In the lead-up to the raid, investigators used real estate documents and utility bills to build their cases. After the raid, they continued to research the connections between the dozens of moldering mobile homes in the woods of southwest Washington, a plain gray family home in central Seattle, two shabby brick apartments in Brooklyn, N.Y., and a distant city in China. The Task Force suspected they were providing illegal pot to markets on the East Coast, but they could only gather a limited amount of information about what happened once the pot left the Evergreen State.

“The detectives had a few leads that the marijuana was being taken out of state, but that wasn’t something our detectives had the manpower to follow up on,” Trick explained.

Laborers in limbo

There were hundreds of documents to comb through, language barriers, myriad immigration issues, out-of-town defense attorneys and so many suspects that some investigators had to make spreadsheets to keep them straight.

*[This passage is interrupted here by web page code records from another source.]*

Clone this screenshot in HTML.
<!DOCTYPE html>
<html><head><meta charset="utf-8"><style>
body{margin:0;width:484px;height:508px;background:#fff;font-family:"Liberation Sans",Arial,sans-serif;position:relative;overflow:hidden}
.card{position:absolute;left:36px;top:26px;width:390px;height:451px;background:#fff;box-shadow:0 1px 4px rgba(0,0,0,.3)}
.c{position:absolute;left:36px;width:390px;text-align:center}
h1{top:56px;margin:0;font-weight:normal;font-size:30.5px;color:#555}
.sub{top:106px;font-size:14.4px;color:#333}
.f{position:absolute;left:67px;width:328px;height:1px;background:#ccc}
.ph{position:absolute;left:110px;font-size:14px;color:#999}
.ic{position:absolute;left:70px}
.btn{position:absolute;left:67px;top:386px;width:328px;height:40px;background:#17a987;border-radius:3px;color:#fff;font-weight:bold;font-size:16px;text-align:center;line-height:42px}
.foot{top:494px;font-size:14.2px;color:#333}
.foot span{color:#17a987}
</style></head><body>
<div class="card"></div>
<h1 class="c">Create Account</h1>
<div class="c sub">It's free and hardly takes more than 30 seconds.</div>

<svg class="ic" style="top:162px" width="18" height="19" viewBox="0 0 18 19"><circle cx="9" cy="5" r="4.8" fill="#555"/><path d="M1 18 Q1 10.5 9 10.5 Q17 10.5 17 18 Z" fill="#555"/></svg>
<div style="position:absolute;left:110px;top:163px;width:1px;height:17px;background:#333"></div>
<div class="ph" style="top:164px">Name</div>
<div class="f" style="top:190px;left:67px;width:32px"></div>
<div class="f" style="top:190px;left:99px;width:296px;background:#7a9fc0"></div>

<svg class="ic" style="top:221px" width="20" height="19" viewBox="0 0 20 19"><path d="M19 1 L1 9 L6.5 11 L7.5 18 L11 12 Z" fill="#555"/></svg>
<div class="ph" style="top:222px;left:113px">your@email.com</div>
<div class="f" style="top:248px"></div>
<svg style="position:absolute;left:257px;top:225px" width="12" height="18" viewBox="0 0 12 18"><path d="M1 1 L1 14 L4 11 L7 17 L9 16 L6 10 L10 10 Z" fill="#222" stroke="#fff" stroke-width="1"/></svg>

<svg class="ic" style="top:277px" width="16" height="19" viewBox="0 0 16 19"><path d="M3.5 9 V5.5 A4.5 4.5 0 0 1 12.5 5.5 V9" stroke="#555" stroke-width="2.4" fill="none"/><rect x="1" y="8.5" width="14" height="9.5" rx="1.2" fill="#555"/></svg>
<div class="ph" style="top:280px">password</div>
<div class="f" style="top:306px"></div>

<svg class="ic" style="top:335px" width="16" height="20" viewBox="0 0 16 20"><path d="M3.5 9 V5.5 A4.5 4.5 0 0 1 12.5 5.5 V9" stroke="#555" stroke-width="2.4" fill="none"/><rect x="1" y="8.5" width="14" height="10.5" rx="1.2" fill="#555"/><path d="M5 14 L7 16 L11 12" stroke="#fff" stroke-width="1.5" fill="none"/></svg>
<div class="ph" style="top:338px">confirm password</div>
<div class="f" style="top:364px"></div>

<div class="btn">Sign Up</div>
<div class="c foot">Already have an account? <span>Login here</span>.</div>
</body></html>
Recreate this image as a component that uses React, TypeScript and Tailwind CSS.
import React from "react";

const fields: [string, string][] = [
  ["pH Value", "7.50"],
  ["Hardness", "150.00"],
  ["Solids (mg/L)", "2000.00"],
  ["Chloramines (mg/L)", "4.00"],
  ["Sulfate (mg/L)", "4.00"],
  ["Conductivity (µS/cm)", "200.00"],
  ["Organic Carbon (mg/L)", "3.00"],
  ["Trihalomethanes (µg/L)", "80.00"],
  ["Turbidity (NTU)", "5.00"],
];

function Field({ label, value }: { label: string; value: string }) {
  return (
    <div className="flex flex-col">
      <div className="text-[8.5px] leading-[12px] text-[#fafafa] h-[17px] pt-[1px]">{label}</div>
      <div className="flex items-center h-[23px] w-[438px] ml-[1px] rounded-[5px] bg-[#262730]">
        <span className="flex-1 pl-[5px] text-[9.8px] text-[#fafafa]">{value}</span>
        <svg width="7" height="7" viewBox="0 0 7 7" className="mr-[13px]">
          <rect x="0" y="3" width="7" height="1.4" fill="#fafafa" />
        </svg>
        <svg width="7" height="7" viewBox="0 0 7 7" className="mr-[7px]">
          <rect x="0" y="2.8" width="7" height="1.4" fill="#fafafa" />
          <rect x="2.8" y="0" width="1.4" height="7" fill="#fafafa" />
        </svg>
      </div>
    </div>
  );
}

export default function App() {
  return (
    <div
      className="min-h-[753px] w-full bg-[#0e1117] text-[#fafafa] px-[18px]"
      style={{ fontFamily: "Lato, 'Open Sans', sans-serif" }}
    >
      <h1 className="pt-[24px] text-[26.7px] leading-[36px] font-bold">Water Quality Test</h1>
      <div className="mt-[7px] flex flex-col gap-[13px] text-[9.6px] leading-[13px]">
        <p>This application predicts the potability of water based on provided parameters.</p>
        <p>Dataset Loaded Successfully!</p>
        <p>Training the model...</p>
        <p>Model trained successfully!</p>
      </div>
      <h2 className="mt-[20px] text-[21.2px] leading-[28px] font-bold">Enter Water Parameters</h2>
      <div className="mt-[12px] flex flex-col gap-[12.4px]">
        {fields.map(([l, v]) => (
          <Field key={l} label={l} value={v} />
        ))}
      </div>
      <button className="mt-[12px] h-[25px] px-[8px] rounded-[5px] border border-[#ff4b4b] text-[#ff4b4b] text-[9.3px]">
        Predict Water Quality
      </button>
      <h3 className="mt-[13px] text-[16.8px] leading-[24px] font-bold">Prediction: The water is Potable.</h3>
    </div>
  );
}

Initially, dozens of suspects were booked into jail, Trick said, but many were quickly released.

“We were focused mostly on the people whose names had shown up on utility bills and deeds for houses,” Trick said. “Many were just tending to crops.” Many of the low-level laborers were very recent immigrants, or had only been in the area a short time. Some may have been promised jobs before they arrived, or may have agreed to work off smuggling fees without knowing what type of work they’d be asked to do. While the workers appeared to be there of their own accord, they might not have had the wherewithal to leave the grow houses, Trick said.

Ringleaders

Some of the suspects quickly took plea deals, including one of the men who was running the North Cove grow house. Many landed in U.S. Immigration and Customs Enforcement custody. At least one agreed to provide information to the FBI. Some are still being considered for charges and others have court cases that have dragged on.

That is the case with three Pacific County suspects who were charged in early 2018: Qing Yun Chen, 40, Yong Juan Wu, 39, and Wei Neng Chen, 49. Property records suggest that the three may have been instrumental in setting up both the Pacific and Grays Harbor grow houses — their names appear on numerous property deeds in both counties, and are also listed as having addresses in Seattle and Brooklyn.

According to probable cause statements, the Task Force identified Wei Chen as a ringleader in late 2017, and attached a tracking device to his truck. They contacted the Pacific County Sheriff’s Office when they learned he was making regular trips to a house in Raymond. The other two suspects had purchased the two properties, on SR 6 and Hammond Road. Utility bills showed power use at both houses was 5 to 10 times higher than it should have been.

While serving warrants in late November, deputies found 900 plants in the Hammond Road house and 885 in the SR 6 house. Wu and Wei Chen had both been arrested during previous searches of Grays Harbor County grow houses. Qing Chen was summoned to court and arraigned in February 2018. Wei Chen and Yong Wu also face drug-related charges in Grays Harbor County.

Ongoing investigations

It could be a long time before the work related to Operation Green Jade is done, prosecutors said. This is partly because some suspects with ongoing court cases have vanished. Wu appears to have disappeared after being released from an ICE detention center. She was due to appear in Pacific County Superior Court last August, but did not turn up. A judge issued a warrant for her arrest, but she has not been found.

Civil attorneys in both Pacific and Grays Harbor counties are in the midst of trying to seize grow house properties through civil forfeiture proceedings.

“They have many more open cases than I do involving people who were never charged, people who were out of state,” Trick said. “The civil prosecutors are still very much in the middle of this.”

In Grays Harbor County, Trick is still considering pressing criminal charges against some suspects. McClain, the Pacific County prosecutor, said there are no other pending charges here. And while several grow houses have been discovered in Grays Harbor County since the raid, none of them had any ties to the Chinese outfit, Trick said.